Seek out every line containing the word "code", and copy each.

── Provided records ──

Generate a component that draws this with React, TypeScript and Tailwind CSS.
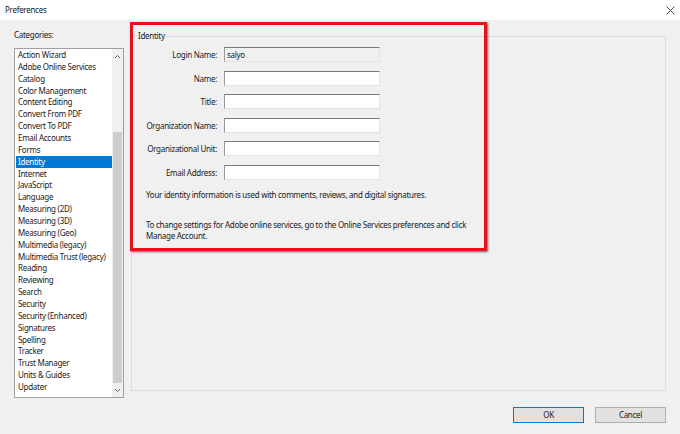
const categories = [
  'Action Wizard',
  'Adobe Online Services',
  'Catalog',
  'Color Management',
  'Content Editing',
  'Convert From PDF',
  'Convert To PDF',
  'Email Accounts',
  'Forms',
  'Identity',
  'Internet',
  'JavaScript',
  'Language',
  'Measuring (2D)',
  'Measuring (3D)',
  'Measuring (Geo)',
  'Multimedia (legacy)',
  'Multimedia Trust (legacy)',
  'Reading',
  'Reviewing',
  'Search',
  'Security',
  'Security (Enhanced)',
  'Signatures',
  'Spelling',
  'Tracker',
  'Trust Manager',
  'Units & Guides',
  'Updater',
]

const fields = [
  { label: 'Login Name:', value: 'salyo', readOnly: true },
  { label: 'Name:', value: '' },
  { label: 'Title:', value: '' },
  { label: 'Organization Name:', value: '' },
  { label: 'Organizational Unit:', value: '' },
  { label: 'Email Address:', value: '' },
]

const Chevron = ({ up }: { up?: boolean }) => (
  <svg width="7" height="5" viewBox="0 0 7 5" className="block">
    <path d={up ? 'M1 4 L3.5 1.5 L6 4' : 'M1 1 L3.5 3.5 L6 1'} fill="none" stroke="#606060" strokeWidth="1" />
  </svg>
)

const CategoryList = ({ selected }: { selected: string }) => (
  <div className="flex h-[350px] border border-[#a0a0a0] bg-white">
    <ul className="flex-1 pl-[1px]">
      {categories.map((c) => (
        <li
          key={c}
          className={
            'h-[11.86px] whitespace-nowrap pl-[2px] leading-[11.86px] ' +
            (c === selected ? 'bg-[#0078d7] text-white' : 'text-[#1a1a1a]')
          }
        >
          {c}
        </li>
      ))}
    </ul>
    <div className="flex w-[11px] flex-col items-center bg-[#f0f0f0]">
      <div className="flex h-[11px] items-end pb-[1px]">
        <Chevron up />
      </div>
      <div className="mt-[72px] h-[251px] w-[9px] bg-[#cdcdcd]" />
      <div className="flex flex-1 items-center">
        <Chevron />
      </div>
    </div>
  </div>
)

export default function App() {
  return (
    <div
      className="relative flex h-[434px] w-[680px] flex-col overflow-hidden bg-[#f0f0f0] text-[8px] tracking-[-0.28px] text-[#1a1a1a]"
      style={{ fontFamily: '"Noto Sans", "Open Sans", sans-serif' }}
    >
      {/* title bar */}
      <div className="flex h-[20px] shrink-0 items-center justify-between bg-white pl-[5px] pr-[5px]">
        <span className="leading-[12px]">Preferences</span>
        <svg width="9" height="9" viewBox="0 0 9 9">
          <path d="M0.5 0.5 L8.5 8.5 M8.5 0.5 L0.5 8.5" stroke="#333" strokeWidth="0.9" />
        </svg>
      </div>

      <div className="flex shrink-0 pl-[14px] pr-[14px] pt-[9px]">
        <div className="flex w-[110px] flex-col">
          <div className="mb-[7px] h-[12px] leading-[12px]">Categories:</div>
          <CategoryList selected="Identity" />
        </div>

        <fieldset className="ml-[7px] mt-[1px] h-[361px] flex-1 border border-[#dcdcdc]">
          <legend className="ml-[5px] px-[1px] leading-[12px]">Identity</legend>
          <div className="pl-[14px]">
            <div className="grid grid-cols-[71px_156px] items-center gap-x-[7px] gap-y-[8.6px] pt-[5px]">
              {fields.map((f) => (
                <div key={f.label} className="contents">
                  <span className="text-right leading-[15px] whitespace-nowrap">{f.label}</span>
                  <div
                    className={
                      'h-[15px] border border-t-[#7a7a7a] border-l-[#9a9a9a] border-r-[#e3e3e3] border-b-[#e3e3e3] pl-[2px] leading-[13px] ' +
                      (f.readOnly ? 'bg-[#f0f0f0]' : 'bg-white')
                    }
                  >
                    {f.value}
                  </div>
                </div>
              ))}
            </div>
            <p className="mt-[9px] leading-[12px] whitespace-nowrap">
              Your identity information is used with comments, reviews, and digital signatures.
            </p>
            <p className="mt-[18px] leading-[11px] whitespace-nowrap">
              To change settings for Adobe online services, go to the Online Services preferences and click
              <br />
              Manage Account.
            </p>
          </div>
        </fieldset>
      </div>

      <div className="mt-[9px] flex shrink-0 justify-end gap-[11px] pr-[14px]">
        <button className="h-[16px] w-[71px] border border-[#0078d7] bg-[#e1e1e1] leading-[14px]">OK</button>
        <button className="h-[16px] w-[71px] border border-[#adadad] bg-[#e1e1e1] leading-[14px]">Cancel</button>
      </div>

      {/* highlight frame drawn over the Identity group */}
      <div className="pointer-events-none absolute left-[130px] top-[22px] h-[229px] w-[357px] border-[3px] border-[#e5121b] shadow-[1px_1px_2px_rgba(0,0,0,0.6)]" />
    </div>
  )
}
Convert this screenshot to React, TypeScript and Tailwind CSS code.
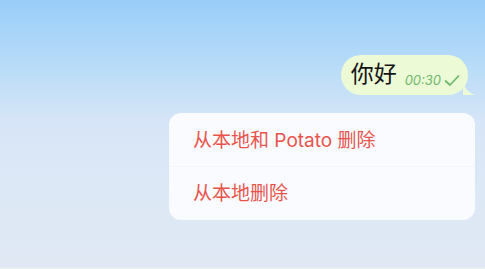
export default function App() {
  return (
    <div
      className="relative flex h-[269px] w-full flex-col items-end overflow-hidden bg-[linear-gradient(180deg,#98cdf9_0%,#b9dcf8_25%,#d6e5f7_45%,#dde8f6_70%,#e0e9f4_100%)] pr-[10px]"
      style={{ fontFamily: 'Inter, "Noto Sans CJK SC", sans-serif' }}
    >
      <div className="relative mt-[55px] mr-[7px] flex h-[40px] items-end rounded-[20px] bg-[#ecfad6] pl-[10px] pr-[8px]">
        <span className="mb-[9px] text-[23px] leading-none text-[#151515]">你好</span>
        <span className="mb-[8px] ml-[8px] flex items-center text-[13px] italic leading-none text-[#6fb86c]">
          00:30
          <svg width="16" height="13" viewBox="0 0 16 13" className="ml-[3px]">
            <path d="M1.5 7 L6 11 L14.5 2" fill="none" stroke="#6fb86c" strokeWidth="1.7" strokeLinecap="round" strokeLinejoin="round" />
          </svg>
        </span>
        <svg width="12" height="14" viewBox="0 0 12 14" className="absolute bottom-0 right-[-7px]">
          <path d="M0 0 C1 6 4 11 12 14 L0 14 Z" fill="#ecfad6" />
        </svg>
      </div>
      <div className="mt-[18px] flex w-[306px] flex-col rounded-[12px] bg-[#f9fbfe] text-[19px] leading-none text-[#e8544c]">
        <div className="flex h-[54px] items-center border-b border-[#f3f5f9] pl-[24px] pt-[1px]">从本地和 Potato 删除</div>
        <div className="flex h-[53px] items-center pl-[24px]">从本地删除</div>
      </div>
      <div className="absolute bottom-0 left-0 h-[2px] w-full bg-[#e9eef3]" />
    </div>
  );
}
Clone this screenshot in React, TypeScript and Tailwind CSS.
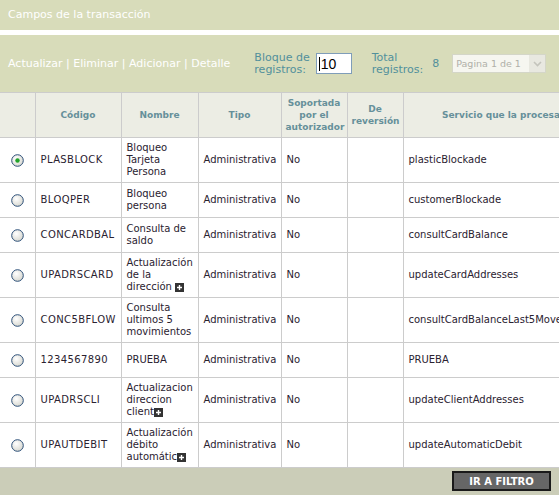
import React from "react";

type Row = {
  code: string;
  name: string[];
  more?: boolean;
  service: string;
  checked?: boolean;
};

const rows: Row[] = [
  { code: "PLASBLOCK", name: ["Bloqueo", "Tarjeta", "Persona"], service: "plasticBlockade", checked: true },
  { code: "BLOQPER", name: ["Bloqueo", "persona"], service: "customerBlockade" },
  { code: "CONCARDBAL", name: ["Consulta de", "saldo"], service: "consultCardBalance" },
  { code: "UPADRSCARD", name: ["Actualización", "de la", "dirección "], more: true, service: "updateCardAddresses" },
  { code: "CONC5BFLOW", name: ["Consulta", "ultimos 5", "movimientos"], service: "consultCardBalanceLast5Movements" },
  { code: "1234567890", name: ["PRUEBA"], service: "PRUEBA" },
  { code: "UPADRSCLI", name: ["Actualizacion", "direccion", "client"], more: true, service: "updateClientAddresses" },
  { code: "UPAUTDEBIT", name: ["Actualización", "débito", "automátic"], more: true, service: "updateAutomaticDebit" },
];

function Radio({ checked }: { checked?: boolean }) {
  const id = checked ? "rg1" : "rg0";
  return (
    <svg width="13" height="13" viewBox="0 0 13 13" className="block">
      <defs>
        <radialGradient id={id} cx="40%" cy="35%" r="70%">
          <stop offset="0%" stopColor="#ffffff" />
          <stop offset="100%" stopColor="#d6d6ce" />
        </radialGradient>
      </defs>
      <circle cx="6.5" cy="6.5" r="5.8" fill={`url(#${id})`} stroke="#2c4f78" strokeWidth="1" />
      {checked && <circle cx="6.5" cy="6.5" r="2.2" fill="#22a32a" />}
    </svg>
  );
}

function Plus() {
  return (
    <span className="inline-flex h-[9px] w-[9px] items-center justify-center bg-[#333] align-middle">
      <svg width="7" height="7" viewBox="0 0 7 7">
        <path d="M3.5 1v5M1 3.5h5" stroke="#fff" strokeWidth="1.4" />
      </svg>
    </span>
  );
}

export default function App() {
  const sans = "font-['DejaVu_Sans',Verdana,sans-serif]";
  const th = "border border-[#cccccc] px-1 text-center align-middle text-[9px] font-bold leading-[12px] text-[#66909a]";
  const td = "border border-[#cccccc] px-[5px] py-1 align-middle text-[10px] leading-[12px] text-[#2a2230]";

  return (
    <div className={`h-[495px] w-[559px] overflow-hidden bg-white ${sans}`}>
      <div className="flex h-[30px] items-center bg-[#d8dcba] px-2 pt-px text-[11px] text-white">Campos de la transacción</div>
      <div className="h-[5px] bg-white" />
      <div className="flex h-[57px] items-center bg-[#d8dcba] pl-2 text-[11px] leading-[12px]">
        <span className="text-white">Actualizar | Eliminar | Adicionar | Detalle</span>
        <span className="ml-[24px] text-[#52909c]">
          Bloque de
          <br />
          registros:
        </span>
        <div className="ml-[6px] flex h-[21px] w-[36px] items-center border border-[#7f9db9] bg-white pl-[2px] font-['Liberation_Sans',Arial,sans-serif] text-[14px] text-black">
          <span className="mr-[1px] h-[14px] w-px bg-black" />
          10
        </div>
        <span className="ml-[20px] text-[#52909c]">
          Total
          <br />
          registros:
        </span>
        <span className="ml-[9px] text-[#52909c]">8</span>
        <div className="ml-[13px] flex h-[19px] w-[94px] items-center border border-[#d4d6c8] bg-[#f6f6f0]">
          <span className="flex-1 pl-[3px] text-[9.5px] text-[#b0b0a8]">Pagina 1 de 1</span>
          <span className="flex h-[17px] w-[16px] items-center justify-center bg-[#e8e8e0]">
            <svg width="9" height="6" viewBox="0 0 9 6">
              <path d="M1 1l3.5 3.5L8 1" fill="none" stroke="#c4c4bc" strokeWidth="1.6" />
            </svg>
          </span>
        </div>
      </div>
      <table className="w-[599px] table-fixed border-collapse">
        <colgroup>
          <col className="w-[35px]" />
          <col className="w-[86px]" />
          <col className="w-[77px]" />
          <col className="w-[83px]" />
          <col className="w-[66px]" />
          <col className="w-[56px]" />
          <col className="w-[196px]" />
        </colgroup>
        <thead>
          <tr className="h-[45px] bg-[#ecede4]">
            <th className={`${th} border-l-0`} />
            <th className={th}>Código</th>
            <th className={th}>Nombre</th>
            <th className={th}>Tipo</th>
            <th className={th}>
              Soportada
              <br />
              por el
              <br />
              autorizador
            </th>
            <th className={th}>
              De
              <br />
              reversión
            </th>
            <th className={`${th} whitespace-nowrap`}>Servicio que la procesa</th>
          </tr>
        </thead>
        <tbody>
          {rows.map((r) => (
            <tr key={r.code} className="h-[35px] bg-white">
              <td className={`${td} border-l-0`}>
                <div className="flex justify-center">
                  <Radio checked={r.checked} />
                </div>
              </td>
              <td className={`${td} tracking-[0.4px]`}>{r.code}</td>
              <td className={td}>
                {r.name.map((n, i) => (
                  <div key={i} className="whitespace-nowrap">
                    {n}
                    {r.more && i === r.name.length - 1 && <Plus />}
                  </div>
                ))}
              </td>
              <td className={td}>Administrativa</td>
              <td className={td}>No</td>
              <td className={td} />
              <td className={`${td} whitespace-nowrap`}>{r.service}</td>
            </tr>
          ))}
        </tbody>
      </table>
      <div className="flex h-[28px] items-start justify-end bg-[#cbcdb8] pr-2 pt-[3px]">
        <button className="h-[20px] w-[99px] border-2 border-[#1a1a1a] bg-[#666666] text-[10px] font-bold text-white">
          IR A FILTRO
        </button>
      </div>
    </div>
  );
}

───

» **Written response**:
Convert this screenshot to React, TypeScript and Tailwind CSS code.
  code: string;
  { code: "PLASBLOCK", name: ["Bloqueo", "Tarjeta", "Persona"], service: "plasticBlockade", checked: true },
  { code: "BLOQPER", name: ["Bloqueo", "persona"], service: "customerBlockade" },
  { code: "CONCARDBAL", name: ["Consulta de", "saldo"], service: "consultCardBalance" },
  { code: "UPADRSCARD", name: ["Actualización", "de la", "dirección "], more: true, service: "updateCardAddresses" },
  { code: "CONC5BFLOW", name: ["Consulta", "ultimos 5", "movimientos"], service: "consultCardBalanceLast5Movements" },
  { code: "1234567890", name: ["PRUEBA"], service: "PRUEBA" },
  { code: "UPADRSCLI", name: ["Actualizacion", "direccion", "client"], more: true, service: "updateClientAddresses" },
  { code: "UPAUTDEBIT", name: ["Actualización", "débito", "automátic"], more: true, service: "updateAutomaticDebit" },
            <tr key={r.code} className="h-[35px] bg-white">
              <td className={`${td} tracking-[0.4px]`}>{r.code}</td>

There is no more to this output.